Starting from the top of the material, restate each line exactly until the line that contains "</style></head><body>", which is also copied. Pictures are excluded.
** start of SOURCE DATA **
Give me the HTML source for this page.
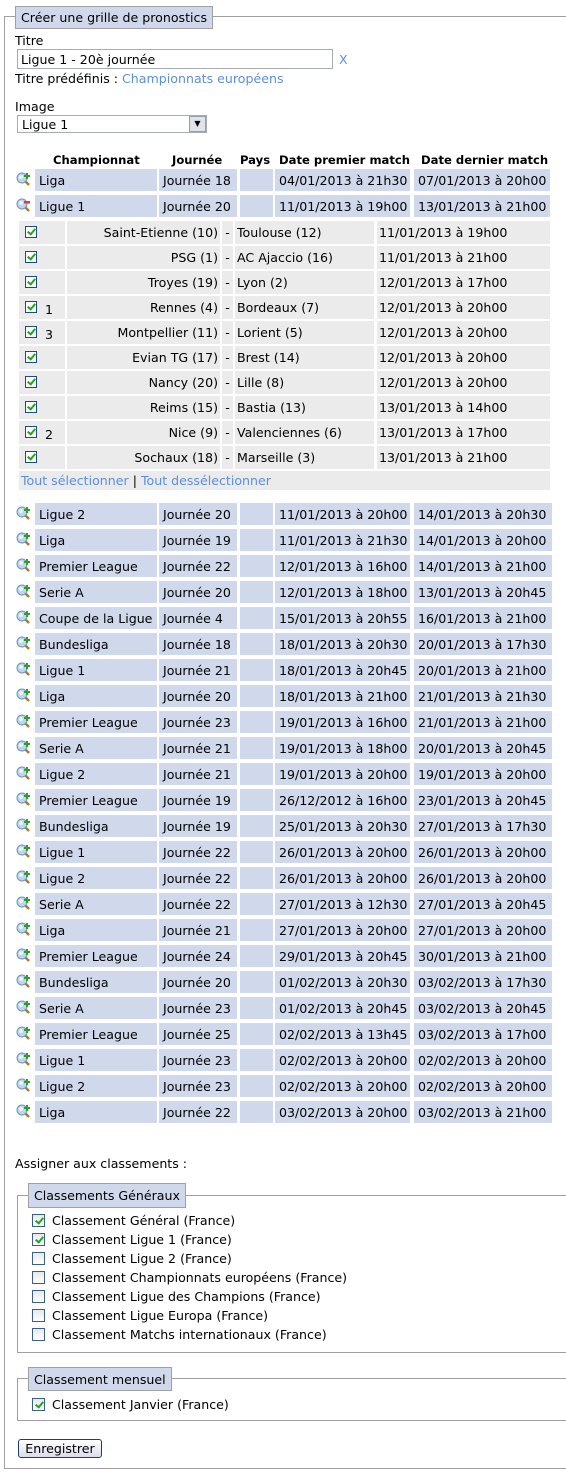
<!DOCTYPE html>
<html><head><meta charset="utf-8">
<style>
*{margin:0;padding:0;box-sizing:border-box}
body{width:566px;height:1473px;position:relative;background:#fff;font-family:"DejaVu Sans","Liberation Sans",sans-serif;font-size:12.6px;color:#000;overflow:hidden}
.a{position:absolute;white-space:nowrap}
.fs{position:absolute;border:1px solid #a0a0a0;border-right:none}
.lg{position:absolute;background:#d0d9ec;border:1px solid #a0a0a0;padding:0 5px;font-size:12.6px;white-space:nowrap}
.lnk{color:#5b8fe0}
.c{position:absolute;height:22px;line-height:23px;background:#d0d9ec;padding-left:4px;white-space:nowrap}
.s{position:absolute;height:23px;line-height:24px;background:#ebebeb;white-space:nowrap}
.cb{position:absolute;width:12px;height:12px;border:1px solid #1d4a80;background:#fff}
.cb.k::after{content:"";position:absolute;left:3px;top:0px;width:3px;height:6px;border:solid #1fa51f;border-width:0 2px 2px 0;transform:rotate(40deg)}
.cg{position:absolute;width:13px;height:13px;border:1px solid #3a5f8a;background:linear-gradient(#e8e8e8,#fff)}
.cg.k::after{content:"";position:absolute;left:4px;top:1px;width:3px;height:6px;border:solid #1fa51f;border-width:0 2px 2px 0;transform:rotate(40deg)}
.ic{position:absolute;width:15px;height:15px}
b{font-weight:bold;font-size:11.6px}
</style></head><body>

<div class="fs" style="left:4px;top:16px;width:600px;height:1453px"></div>
<div class="lg" style="left:15px;top:6px;height:23px;line-height:22px">Créer une grille de pronostics</div>

<div class="a" style="left:15px;top:33px">Titre</div>
<div class="a" style="left:17px;top:49px;width:316px;height:20px;border:1px solid #a5acb2;padding-left:3px;line-height:19px">Ligue 1 - 20è journée</div>
<div class="a lnk" style="left:339px;top:52px">X</div>
<div class="a" style="left:15px;top:71px">Titre prédéfinis : <span class="lnk">Championnats européens</span></div>

<div class="a" style="left:15px;top:99px">Image</div>
<div class="a" style="left:17px;top:115px;width:190px;height:18px;border:1px solid #a5acb2;padding-left:4px;line-height:17px">Ligue 1</div>
<div class="a" style="left:189px;top:116px;width:17px;height:16px;background:#dfe3ea;border:1px solid #98a0ac;text-align:center;font-size:8px;line-height:14px">&#9660;</div>

<div class="a" style="left:53px;top:152px"><b>Championnat</b></div>
<div class="a" style="left:172px;top:152px"><b>Journée</b></div>
<div class="a" style="left:240px;top:152px"><b>Pays</b></div>
<div class="a" style="left:279px;top:152px"><b>Date premier match</b></div>
<div class="a" style="left:421px;top:152px"><b>Date dernier match</b></div>

<svg width="0" height="0" style="position:absolute"><defs>
<g id="mg"><line x1="8" y1="8" x2="13" y2="13" stroke="#b07830" stroke-width="2.5"/><circle cx="6" cy="6" r="5" fill="#bcd6ef" stroke="#6f93b8"/><circle cx="5" cy="5" r="2" fill="#fff" opacity=".7"/></g>
</defs></svg>

<div id="rows"></div>

<div style="position:absolute;left:0;top:0">
<svg class="ic" style="left:16px;top:172px" viewBox="0 0 15 15"><use href="#mg"/><rect x="8" y="3" width="6" height="2" fill="#2e9e2e"/><rect x="10" y="1" width="2" height="6" fill="#2e9e2e"/></svg>
<div class="c" style="left:35px;top:169px;width:122px">Liga</div><div class="c" style="left:159px;top:169px;width:78px">Journée 18</div><div class="c" style="left:240px;top:169px;width:33px"></div><div class="c" style="left:275px;top:169px;width:135px">04/01/2013 à 21h30</div><div class="c" style="left:414px;top:169px;width:136px">07/01/2013 à 20h00</div>
<svg class="ic" style="left:16px;top:198px" viewBox="0 0 15 15"><use href="#mg"/><rect x="8" y="3" width="6" height="2.5" fill="#e03a3a"/></svg>
<div class="c" style="left:35px;top:195px;width:122px">Ligue 1</div><div class="c" style="left:159px;top:195px;width:78px">Journée 20</div><div class="c" style="left:240px;top:195px;width:33px"></div><div class="c" style="left:275px;top:195px;width:135px">11/01/2013 à 19h00</div><div class="c" style="left:414px;top:195px;width:136px">13/01/2013 à 21h00</div>
</div>

<div class="a" style="left:19px;top:221px;width:531px;height:269px;background:#fff"></div>
<div id="sub"></div>
<div class="s" style="left:19px;top:471px;width:531px;height:19px;line-height:19px;padding-left:2px"><span class="lnk">Tout sélectionner</span> | <span class="lnk">Tout dessélectionner</span></div>

<div class="a" style="left:15px;top:1156px">Assigner aux classements :</div>

<div class="fs" style="left:17px;top:1195px;width:600px;height:158px"></div>
<div class="lg" style="left:28px;top:1183px;height:25px;line-height:24px">Classements Généraux</div>
<div class="cg k" style="left:32px;top:1214px"></div><div class="a" style="left:52px;top:1213px">Classement Général (France)</div>
<div class="cg k" style="left:32px;top:1233px"></div><div class="a" style="left:52px;top:1232px">Classement Ligue 1 (France)</div>
<div class="cg" style="left:32px;top:1252px"></div><div class="a" style="left:52px;top:1251px">Classement Ligue 2 (France)</div>
<div class="cg" style="left:32px;top:1271px"></div><div class="a" style="left:52px;top:1270px">Classement Championnats européens (France)</div>
<div class="cg" style="left:32px;top:1290px"></div><div class="a" style="left:52px;top:1289px">Classement Ligue des Champions (France)</div>
<div class="cg" style="left:32px;top:1309px"></div><div class="a" style="left:52px;top:1308px">Classement Ligue Europa (France)</div>
<div class="cg" style="left:32px;top:1328px"></div><div class="a" style="left:52px;top:1327px">Classement Matchs internationaux (France)</div>

<div class="fs" style="left:17px;top:1378px;width:600px;height:43px"></div>
<div class="lg" style="left:28px;top:1367px;height:24px;line-height:23px">Classement mensuel</div>
<div class="cg k" style="left:32px;top:1398px"></div><div class="a" style="left:52px;top:1397px">Classement Janvier (France)</div>

<div class="a" style="left:18px;top:1439px;width:84px;height:19px;border:1px solid #1d3e6e;border-radius:3px;background:linear-gradient(#fff,#dcdcea);text-align:center;line-height:17px;font-size:12.6px">Enregistrer</div>

<script>
var M=[["Ligue 2","Journée 20","11/01/2013 à 20h00","14/01/2013 à 20h30"],["Liga","Journée 19","11/01/2013 à 21h30","14/01/2013 à 20h00"],["Premier League","Journée 22","12/01/2013 à 16h00","14/01/2013 à 21h00"],["Serie A","Journée 20","12/01/2013 à 18h00","13/01/2013 à 20h45"],["Coupe de la Ligue","Journée 4","15/01/2013 à 20h55","16/01/2013 à 21h00"],["Bundesliga","Journée 18","18/01/2013 à 20h30","20/01/2013 à 17h30"],["Ligue 1","Journée 21","18/01/2013 à 20h45","20/01/2013 à 21h00"],["Liga","Journée 20","18/01/2013 à 21h00","21/01/2013 à 21h30"],["Premier League","Journée 23","19/01/2013 à 16h00","21/01/2013 à 21h00"],["Serie A","Journée 21","19/01/2013 à 18h00","20/01/2013 à 20h45"],["Ligue 2","Journée 21","19/01/2013 à 20h00","19/01/2013 à 20h00"],["Premier League","Journée 19","26/12/2012 à 16h00","23/01/2013 à 20h45"],["Bundesliga","Journée 19","25/01/2013 à 20h30","27/01/2013 à 17h30"],["Ligue 1","Journée 22","26/01/2013 à 20h00","26/01/2013 à 20h00"],["Ligue 2","Journée 22","26/01/2013 à 20h00","26/01/2013 à 20h00"],["Serie A","Journée 22","27/01/2013 à 12h30","27/01/2013 à 20h45"],["Liga","Journée 21","27/01/2013 à 20h00","27/01/2013 à 20h00"],["Premier League","Journée 24","29/01/2013 à 20h45","30/01/2013 à 21h00"],["Bundesliga","Journée 20","01/02/2013 à 20h30","03/02/2013 à 17h30"],["Serie A","Journée 23","01/02/2013 à 20h45","03/02/2013 à 20h45"],["Premier League","Journée 25","02/02/2013 à 13h45","03/02/2013 à 17h00"],["Ligue 1","Journée 23","02/02/2013 à 20h00","02/02/2013 à 20h00"],["Ligue 2","Journée 23","02/02/2013 à 20h00","02/02/2013 à 20h00"],["Liga","Journée 22","03/02/2013 à 20h00","03/02/2013 à 21h00"]];
var h="";
M.forEach(function(r,i){var t=503+i*26;
h+='<svg class="ic" style="left:16px;top:'+(t+3)+'px" viewBox="0 0 15 15"><use href="#mg"/><rect x="8" y="3" width="6" height="2" fill="#2e9e2e"/><rect x="10" y="1" width="2" height="6" fill="#2e9e2e"/></svg>';
h+='<div class="c" style="left:35px;top:'+t+'px;width:122px">'+r[0]+'</div><div class="c" style="left:159px;top:'+t+'px;width:78px">'+r[1]+'</div><div class="c" style="left:240px;top:'+t+'px;width:33px"></div><div class="c" style="left:275px;top:'+t+'px;width:135px">'+r[2]+'</div><div class="c" style="left:414px;top:'+t+'px;width:138px">'+r[3]+'</div>';});
document.getElementById("rows").innerHTML=h;
var S=[["","Saint-Etienne (10)","Toulouse (12)","11/01/2013 à 19h00"],["","PSG (1)","AC Ajaccio (16)","11/01/2013 à 21h00"],["","Troyes (19)","Lyon (2)","12/01/2013 à 17h00"],["1","Rennes (4)","Bordeaux (7)","12/01/2013 à 20h00"],["3","Montpellier (11)","Lorient (5)","12/01/2013 à 20h00"],["","Evian TG (17)","Brest (14)","12/01/2013 à 20h00"],["","Nancy (20)","Lille (8)","12/01/2013 à 20h00"],["","Reims (15)","Bastia (13)","13/01/2013 à 14h00"],["2","Nice (9)","Valenciennes (6)","13/01/2013 à 17h00"],["","Sochaux (18)","Marseille (3)","13/01/2013 à 21h00"]];
h="";
S.forEach(function(r,i){var t=221+i*25;
h+='<div class="s" style="left:19px;top:'+t+'px;width:46px"></div><div class="cb k" style="left:25px;top:'+(t+5)+'px"></div><div class="a" style="left:45px;top:'+(t+6)+'px">'+r[0]+'</div>';
h+='<div class="s" style="left:67px;top:'+t+'px;width:153px;text-align:right;padding-right:2px">'+r[1]+'</div><div class="s" style="left:222px;top:'+t+'px;width:11px;text-align:center">-</div><div class="s" style="left:235px;top:'+t+'px;width:139px;padding-left:2px">'+r[2]+'</div><div class="s" style="left:377px;top:'+t+'px;width:173px;padding-left:2px">'+r[3]+'</div>';});
document.getElementById("sub").innerHTML=h;
</script>
</body></html>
** end of SOURCE DATA **
## CORRECT RESPONSE
Give me the HTML source for this page.
<!DOCTYPE html>
<html><head><meta charset="utf-8">
<style>
*{margin:0;padding:0;box-sizing:border-box}
body{width:566px;height:1473px;position:relative;background:#fff;font-family:"DejaVu Sans","Liberation Sans",sans-serif;font-size:12.6px;color:#000;overflow:hidden}
.a{position:absolute;white-space:nowrap}
.fs{position:absolute;border:1px solid #a0a0a0;border-right:none}
.lg{position:absolute;background:#d0d9ec;border:1px solid #a0a0a0;padding:0 5px;font-size:12.6px;white-space:nowrap}
.lnk{color:#5b8fe0}
.c{position:absolute;height:22px;line-height:23px;background:#d0d9ec;padding-left:4px;white-space:nowrap}
.s{position:absolute;height:23px;line-height:24px;background:#ebebeb;white-space:nowrap}
.cb{position:absolute;width:12px;height:12px;border:1px solid #1d4a80;background:#fff}
.cb.k::after{content:"";position:absolute;left:3px;top:0px;width:3px;height:6px;border:solid #1fa51f;border-width:0 2px 2px 0;transform:rotate(40deg)}
.cg{position:absolute;width:13px;height:13px;border:1px solid #3a5f8a;background:linear-gradient(#e8e8e8,#fff)}
.cg.k::after{content:"";position:absolute;left:4px;top:1px;width:3px;height:6px;border:solid #1fa51f;border-width:0 2px 2px 0;transform:rotate(40deg)}
.ic{position:absolute;width:15px;height:15px}
b{font-weight:bold;font-size:11.6px}
</style></head><body>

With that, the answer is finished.